As a Designer who specialises in the Care and Retirement sector there are many aspects I take into consideration when making selections. These include Practicality, Longevity, suitability for age group and needs, budget, appearance, style of building and client brief. Using evidence-based design to create Interiors which are homely but at the same time Dementia enabling. A well designed Care home should not only look beautiful but increase the confidence and independence of residents, lead to less accidents and help easier to navigate rooms for the staff.

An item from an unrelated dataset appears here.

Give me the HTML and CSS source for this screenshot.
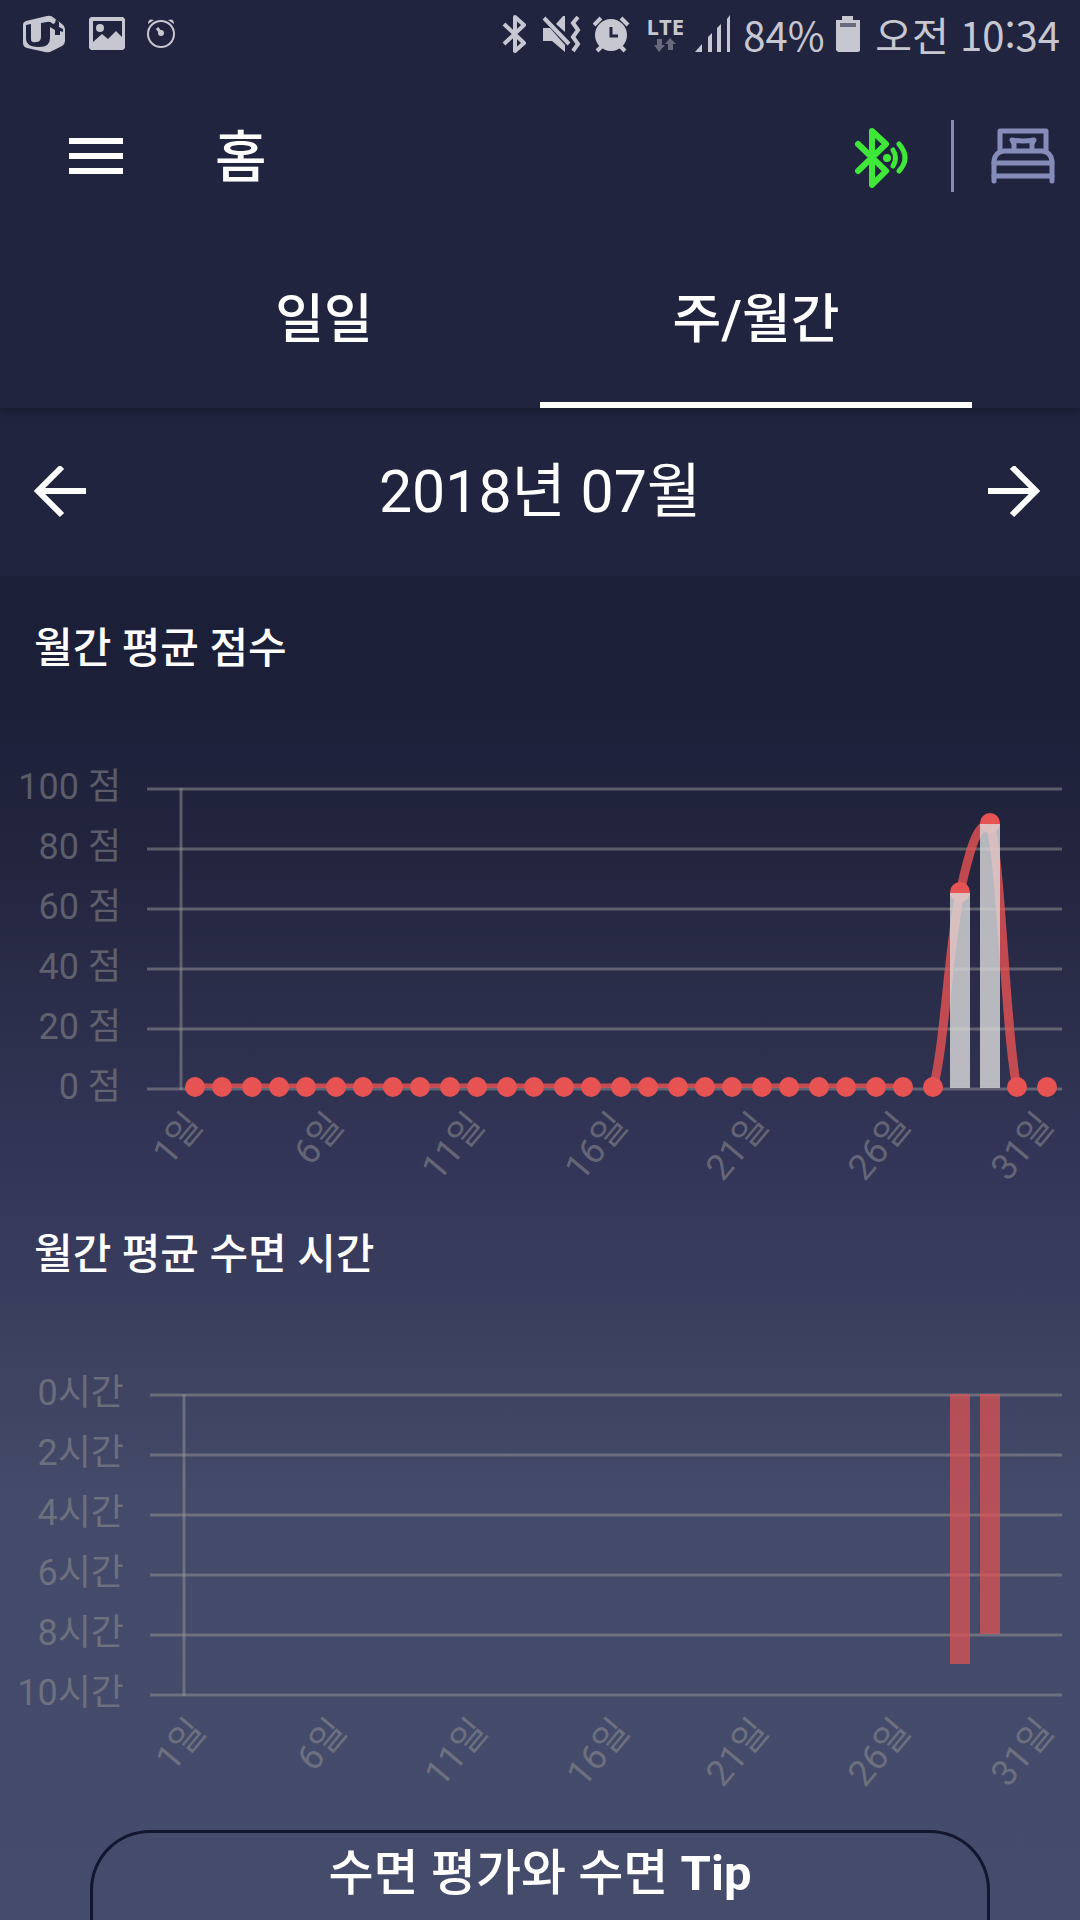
FILE: index.html
```
<!DOCTYPE html>
<html lang="ko">
<head>
    <meta charset="UTF-8">
    <meta name="viewport" content="width=device-width, initial-scale=1.0">
    <title>홈</title>
    <link rel="stylesheet" href="styles.css">
</head>
<body>
    <header class="header">
        <div class="status-bar">
            <div class="status-left">
                <svg width="44" height="38" viewBox="0 0 44 38">
                    <path class="fill" d="M3 6 L24 1 Q28 0 31 3 L39 9 Q42 11 42 14 V26 Q42 29 39 31 L29 36 Q26 38 22 37 L4 33 Q0 32 0 28 V10 Q0 7 3 6Z"/>
                    <path class="hole" d="M3 10 L8 9 V24 Q8 28 13 27 Q18 27 18 22 V8 L24 7 Q27 6 30 9 L32 8 L33 4 L36 7 L36 12 L40 14 V17 L37 16 V20 H32 V15 L27 12 V23 Q27 33 14 32 Q3 31 3 24Z"/>
                </svg>
                <svg width="36" height="38" viewBox="0 0 36 38">
                    <path class="fill" fill-rule="evenodd" d="M2 2 H34 L36 4 V33 L34 35 H2 L0 33 V4Z M4 6 V27 L13 19 L19 24 L27 16 L33 22 V6Z"/>
                    <circle class="fill" cx="11" cy="13" r="4"/>
                </svg>
                <svg width="30" height="38" viewBox="0 0 30 38">
                    <circle class="line" cx="14" cy="19" r="13" stroke-width="2"/>
                    <path class="fill" d="M1 9 Q1 3 7 5Z M27 9 Q27 3 21 5Z"/>
                    <circle class="fill" cx="14" cy="18" r="3"/>
                    <path class="line" d="M10 13 L14 18" stroke-width="3"/>
                </svg>
            </div>
            <div class="status-right">
                <svg width="28" height="38" viewBox="0 0 28 38">
                    <path class="line" d="M3 9 L23 28 L14 36 V2 L23 10 L3 29" stroke-width="4" stroke-linejoin="round"/>
                </svg>
                <svg width="40" height="38" viewBox="0 0 40 38">
                    <path class="fill" d="M2 13 H9 L24 30 V37 L11 26 H2Z M15 9 L22 1 H24 V17Z"/>
                    <path class="line" d="M3 3 L28 29" stroke-width="4"/>
                    <path class="line" d="M37 2 L32 8 L37 15 L32 22 L37 29 L32 36" stroke-width="4"/>
                </svg>
                <svg width="42" height="38" viewBox="0 0 42 38">
                    <circle class="fill" cx="18" cy="20" r="16"/>
                    <path class="line" d="M1 10 L8 3 M35 10 L28 3 M4 36 L9 31 M32 36 L27 31" stroke-width="4"/>
                    <path d="M18 12 V21 H25" fill="none" stroke="#21243e" stroke-width="3"/>
                </svg>
                <div class="lte">
                    <span>LTE</span>
                    <svg width="24" height="14" viewBox="0 0 24 14">
                        <path fill="#686a7c" d="M4 1 H9 V7 H12 L6 14 L1 7 H4Z M15 12 H20 V6 H23 L17 0 L12 6 H15Z"/>
                    </svg>
                </div>
                <svg width="36" height="38" viewBox="0 0 36 38">
                    <path class="fill" d="M0 37 L7 29 V37Z M13 37 V22 L17 18 V37Z M22 37 V13 L26 9 V37Z M32 37 V4 L35 0 V37Z"/>
                </svg>
                <span class="battery">84%</span>
                <svg width="28" height="38" viewBox="0 0 28 38">
                    <path class="fill" d="M7 1 H18 V5 H25 V36 L23 37 H3 L1 35 V5 H7Z"/>
                    <path fill="#686a7c" d="M5 8 H21 V12 H5Z"/>
                </svg>
                <span class="clock">오전 10:34</span>
            </div>
        </div>

        <div class="app-bar">
            <button class="icon-button" type="button" aria-label="메뉴">
                <svg width="54" height="36" viewBox="0 0 54 36">
                    <path fill="#fff" d="M0 0H54V6H0Z M0 15H54V21H0Z M0 30H54V36H0Z"/>
                </svg>
            </button>
            <h1 class="title">홈</h1>
            <div class="actions">
                <button class="icon-button" type="button" aria-label="블루투스">
                    <svg width="54" height="64" viewBox="0 -4 54 64">
                        <g fill="none" stroke="#3fe838" stroke-linecap="round" stroke-linejoin="round">
                            <path d="M3 16 L31 43 L17 57 V3 L31 16 L3 43" stroke-width="6"/>
                            <path d="M38 22 Q43 30 38 38 M44 16 Q56 30 44 43" stroke-width="5"/>
                        </g>
                        <circle cx="32" cy="30" r="4" fill="#3fe838"/>
                    </svg>
                </button>
                <span class="divider"></span>
                <button class="icon-button" type="button" aria-label="침대">
                    <svg width="64" height="58" viewBox="0 0 64 58">
                        <g fill="none" stroke="#858cb9" stroke-width="5" stroke-linecap="round" stroke-linejoin="round">
                            <path d="M9 24 V4 H55 V24"/>
                            <path d="M3 54 V34 Q4 25 13 24 H51 Q60 25 61 34 V54"/>
                            <path d="M3 36 H61 M3 49 H61"/>
                            <path d="M23 23 V17 L21 13 Q32 15 43 13 L41 17 V23"/>
                        </g>
                    </svg>
                </button>
            </div>
        </div>

        <nav class="tabs">
            <a class="tab" href="#daily">일일</a>
            <a class="tab active" href="#monthly">주/월간</a>
        </nav>
    </header>

    <div class="month-bar">
        <button class="icon-button" type="button" aria-label="이전 달">
            <svg width="58" height="52" viewBox="0 0 58 52">
                <path d="M52 25 H5 M28 1 L4 25 L28 49" fill="none" stroke="#fff" stroke-width="6"/>
            </svg>
        </button>
        <h2 class="month">2018년 07월</h2>
        <button class="icon-button" type="button" aria-label="다음 달">
            <svg width="58" height="52" viewBox="0 0 58 52">
                <path d="M0 25 H47 M24 1 L48 25 L24 49" fill="none" stroke="#fff" stroke-width="6"/>
            </svg>
        </button>
    </div>

    <main class="content">
        <section class="panel">
            <h3>월간 평균 점수</h3>
            <svg class="chart" id="scoreChart" viewBox="0 0 1080 504"></svg>
        </section>
        <section class="panel">
            <h3>월간 평균 수면 시간</h3>
            <svg class="chart" id="sleepChart" viewBox="0 0 1080 504"></svg>
        </section>
        <button class="tip-button" type="button">수면 평가와 수면 <b>Tip</b></button>
    </main>

    <script>
        const scores = new Array(31).fill(0);
        scores[27] = 65;
        scores[28] = 88;

        const hours = new Array(31).fill(0);
        hours[27] = 9;
        hours[28] = 8;

        const TOP = 110;
        const BOTTOM = 410;

        function dayX(i) {
            return 195 + Math.floor(i * 28.4 / 3 + 0.1) * 3;
        }

        function grid(labels, left, labelRight, dayEnds) {
            let out = '';
            labels.forEach((label, i) => {
                const y = TOP + 1 + i * 60;
                out += `<path class="grid" d="M${left} ${y} H1062"/>`;
                out += `<text class="label" x="${labelRight}" y="${y + 10}">${label}</text>`;
            });
            out += `<path class="grid" d="M${left + 34} ${TOP} V${BOTTOM + 2}"/>`;
            dayEnds.forEach((x, i) => {
                const day = i === 0 ? 1 : i * 5 + 1;
                out += `<text class="label" transform="translate(${x} 448) rotate(-50)">${day}일</text>`;
            });
            return out;
        }

        // cubic line through all points, 0.2 intensity, never above the higher point
        function curve(points) {
            const at = i => points[Math.max(0, Math.min(points.length - 1, i))];
            let d = `M${points[0]}`;
            for (let i = 1; i < points.length; i++) {
                const a = at(i - 1), b = at(i), before = at(i - 2), after = at(i + 1);
                const top = Math.min(a[1], b[1]);
                const y1 = a[1] + (b[1] - before[1]) * 0.2;
                const y2 = Math.max(top, b[1] - (after[1] - a[1]) * 0.2);
                d += ` C${a[0] + (b[0] - before[0]) * 0.2} ${y1}`;
                d += ` ${b[0] - (after[0] - a[0]) * 0.2} ${y2} ${b}`;
            }
            return d;
        }

        function drawScores() {
            const points = scores.map((s, i) => [dayX(i), BOTTOM - s * 3]);
            let out = grid(['100 점', '80 점', '60 점', '40 점', '20 점', '0 점'], 147, 121,
                [204, 345, 486, 629, 770, 912, 1055]);
            out += `<clipPath id="plot"><rect x="180" y="${TOP}" width="882" height="300"/></clipPath>`;
            out += `<path class="score-line" clip-path="url(#plot)" d="${curve(points)}"/>`;
            points.forEach(p => {
                out += `<circle class="dot" cx="${p[0]}" cy="${p[1] - 1}" r="10"/>`;
            });
            points.forEach((p, i) => {
                if (scores[i]) {
                    out += `<rect class="score-bar" x="${p[0] - 10}" y="${p[1]}" width="20" height="${BOTTOM - p[1]}"/>`;
                }
            });
            document.getElementById('scoreChart').innerHTML = out;
        }

        function drawHours() {
            let out = grid(['0시간', '2시간', '4시간', '6시간', '8시간', '10시간'], 150, 124,
                [207, 348, 489, 631, 770, 912, 1055]);
            hours.forEach((h, i) => {
                if (h) {
                    out += `<rect class="sleep-bar" x="${dayX(i) - 10}" y="${TOP}" width="20" height="${h * 30}"/>`;
                }
            });
            document.getElementById('sleepChart').innerHTML = out;
        }

        drawScores();
        drawHours();
    </script>
</body>
</html>
```
FILE: styles.css
```
* {
    box-sizing: border-box;
}
body {
    margin: 0;
    min-height: 100vh;
    display: flex;
    flex-direction: column;
    background-color: #454b6a;
    color: #fff;
    font-family: Roboto, "Noto Sans CJK KR", sans-serif;
}
h1, h2, h3 {
    margin: 0;
    font-weight: 500;
}
svg {
    display: block;
    flex-shrink: 0;
}
.header {
    position: relative;
    background-color: #21243e;
    box-shadow: 0 2px 8px rgba(10, 12, 30, 0.5);
}

/* status bar */
.status-bar {
    display: flex;
    justify-content: space-between;
    height: 72px;
    padding: 0 20px 4px 23px;
    align-items: center;
    color: #c7c7d1;
    font-family: "Noto Sans CJK KR", sans-serif;
    font-size: 40px;
    line-height: 64px;
    white-space: nowrap;
}
.status-left {
    display: flex;
    gap: 22px;
}
.status-right {
    display: flex;
    align-items: center;
    gap: 12px;
}
.fill {
    fill: #c7c7d1;
}
.hole {
    fill: #21243e;
}
.line {
    fill: none;
    stroke: #c7c7d1;
}
.lte {
    display: flex;
    flex-direction: column;
    align-items: center;
    gap: 2px;
    width: 36px;
    font: 700 22px/20px "Open Sans", sans-serif;
}
.battery {
    width: 80px;
}

/* app bar */
.app-bar {
    display: flex;
    align-items: center;
    height: 168px;
    padding: 0 25px 0 69px;
}
.icon-button {
    padding: 0;
    border: none;
    background: none;
    cursor: pointer;
}
.title {
    margin-left: 92px;
    padding-top: 4px;
    font-size: 56px;
    line-height: 72px;
}
.actions {
    display: flex;
    align-items: center;
    margin-left: auto;
}
.divider {
    width: 3px;
    height: 72px;
    margin: 0 37px 0 42px;
    background-color: #858cb9;
}

/* tabs */
.tabs {
    display: flex;
    height: 168px;
    padding: 0 10%;
}
.tab {
    flex: 1;
    padding-top: 44px;
    border-bottom: 6px solid transparent;
    color: #fff;
    font-size: 53px;
    font-weight: 500;
    line-height: 72px;
    text-align: center;
    text-decoration: none;
}
.tab.active {
    border-bottom-color: #fff;
}

/* month picker */
.month-bar {
    display: flex;
    align-items: center;
    justify-content: space-between;
    height: 168px;
    padding: 0 34px;
    background-color: #21243e;
}
.month {
    font-size: 59px;
    font-weight: 400;
    line-height: 72px;
}

/* charts */
.content {
    flex: 1;
    display: flex;
    flex-direction: column;
    background: linear-gradient(#1b1f38 0%, #1b1f38 6%, #23253f 21%, #2e314e 36%, #34375a 46%, #3b3f5e 55%, #444a69 69%, #454b6a 100%);
}
.panel h3 {
    padding: 44px 34px 0;
    font-size: 42px;
    line-height: 58px;
}
.chart {
    width: 100%;
    overflow: visible;
}
.grid {
    stroke: rgba(150, 150, 150, 0.5);
    stroke-width: 3;
}
.label {
    fill: rgba(150, 150, 150, 0.5);
    font-size: 36px;
    text-anchor: end;
}
.score-line {
    fill: none;
    stroke: #e75353;
    stroke-width: 9;
    opacity: 0.8;
}
.dot {
    fill: #e75353;
}
.score-bar {
    fill: #dcdcdc;
    opacity: 0.8;
}
.sleep-bar {
    fill: #e75353;
    opacity: 0.7;
}
.tip-button {
    flex: 1;
    margin: 42px 90px 0;
    padding: 0 0 16px;
    min-height: 90px;
    border: 3px solid #12162e;
    border-bottom: none;
    border-radius: 60px 60px 0 0;
    background-color: #454b6a;
    color: #fff;
    font-family: inherit;
    font-size: 49px;
    font-weight: 500;
    cursor: pointer;
}
```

Furniture Chairs– most important to select chairs which are easy to get out of, with arms at a good height for leverage. Comfortable chairs, depending on client group this may include pressure relieving foam. I usually try to have a mix of chair seat heights and back heights within a room, to cater for different residents. The finish of the seat pad, if possible, should have a 30LRV (light Reflectance Value) difference to the flooring, this is to enable residents to see the seat more clearly and therefore have more confidence to sit down unaided, increasing independence. It is really important to select furniture which doesn’t look institutional, we are trying to make any spaces look as domestic as possible. One way to try to avoid a room looking institutional is to use a mix of styles and fabrics, my heart sinks when I go into a Care Home lounge with new furniture and all the chairs are in one or two fabrics, it costs no different to have a mix of fabrics.
Furniture – Case Goods – before selecting case goods such as coffee tables, shelves etc I look at the style first to ensure it is practical, for example rounded corners, stable furniture, suitable size and height, for example with a coffee table can a resident reach a cup easily. I then look at the styles and colours available in the range to work with my Interior Design Scheme. I avoid any shinny finishes to stop glare and try to select tabletops with a LRV contrast to the floor.
Flooring – In Care and Retirement we tend to use mainly a mix of vinyl and carpet. The carpets should to be anti-bacterial, anti-microbial and impervious. The vinyl’s, depending on the situation, often need to be safety floors. When selecting floors, I keep to all flooring being within 10 LRV of adjoining floors with no speckles or designs that may confuse residents or look like dirt that needs to be picked up. I recently visited a hotel were the carpet in the corridor was so disorienting that it felt as though the floor was moving.
Fabrics – All curtain fabrics need to be FR, if possible, inherently FR, and upholsteries needs to be Crib 5. Any upholsteries going onto the front of a chair really need to be anti-microbial, Anti-Bacterial and impervious. This help to ensure the seats are easier to clean and stay looking nice for longer. In these times of Covid -19 the infection control is more important than ever.
This really is a brief look at what I am looking for when making selections, there are so many other aspects to take into consideration, the most important one being the client brief.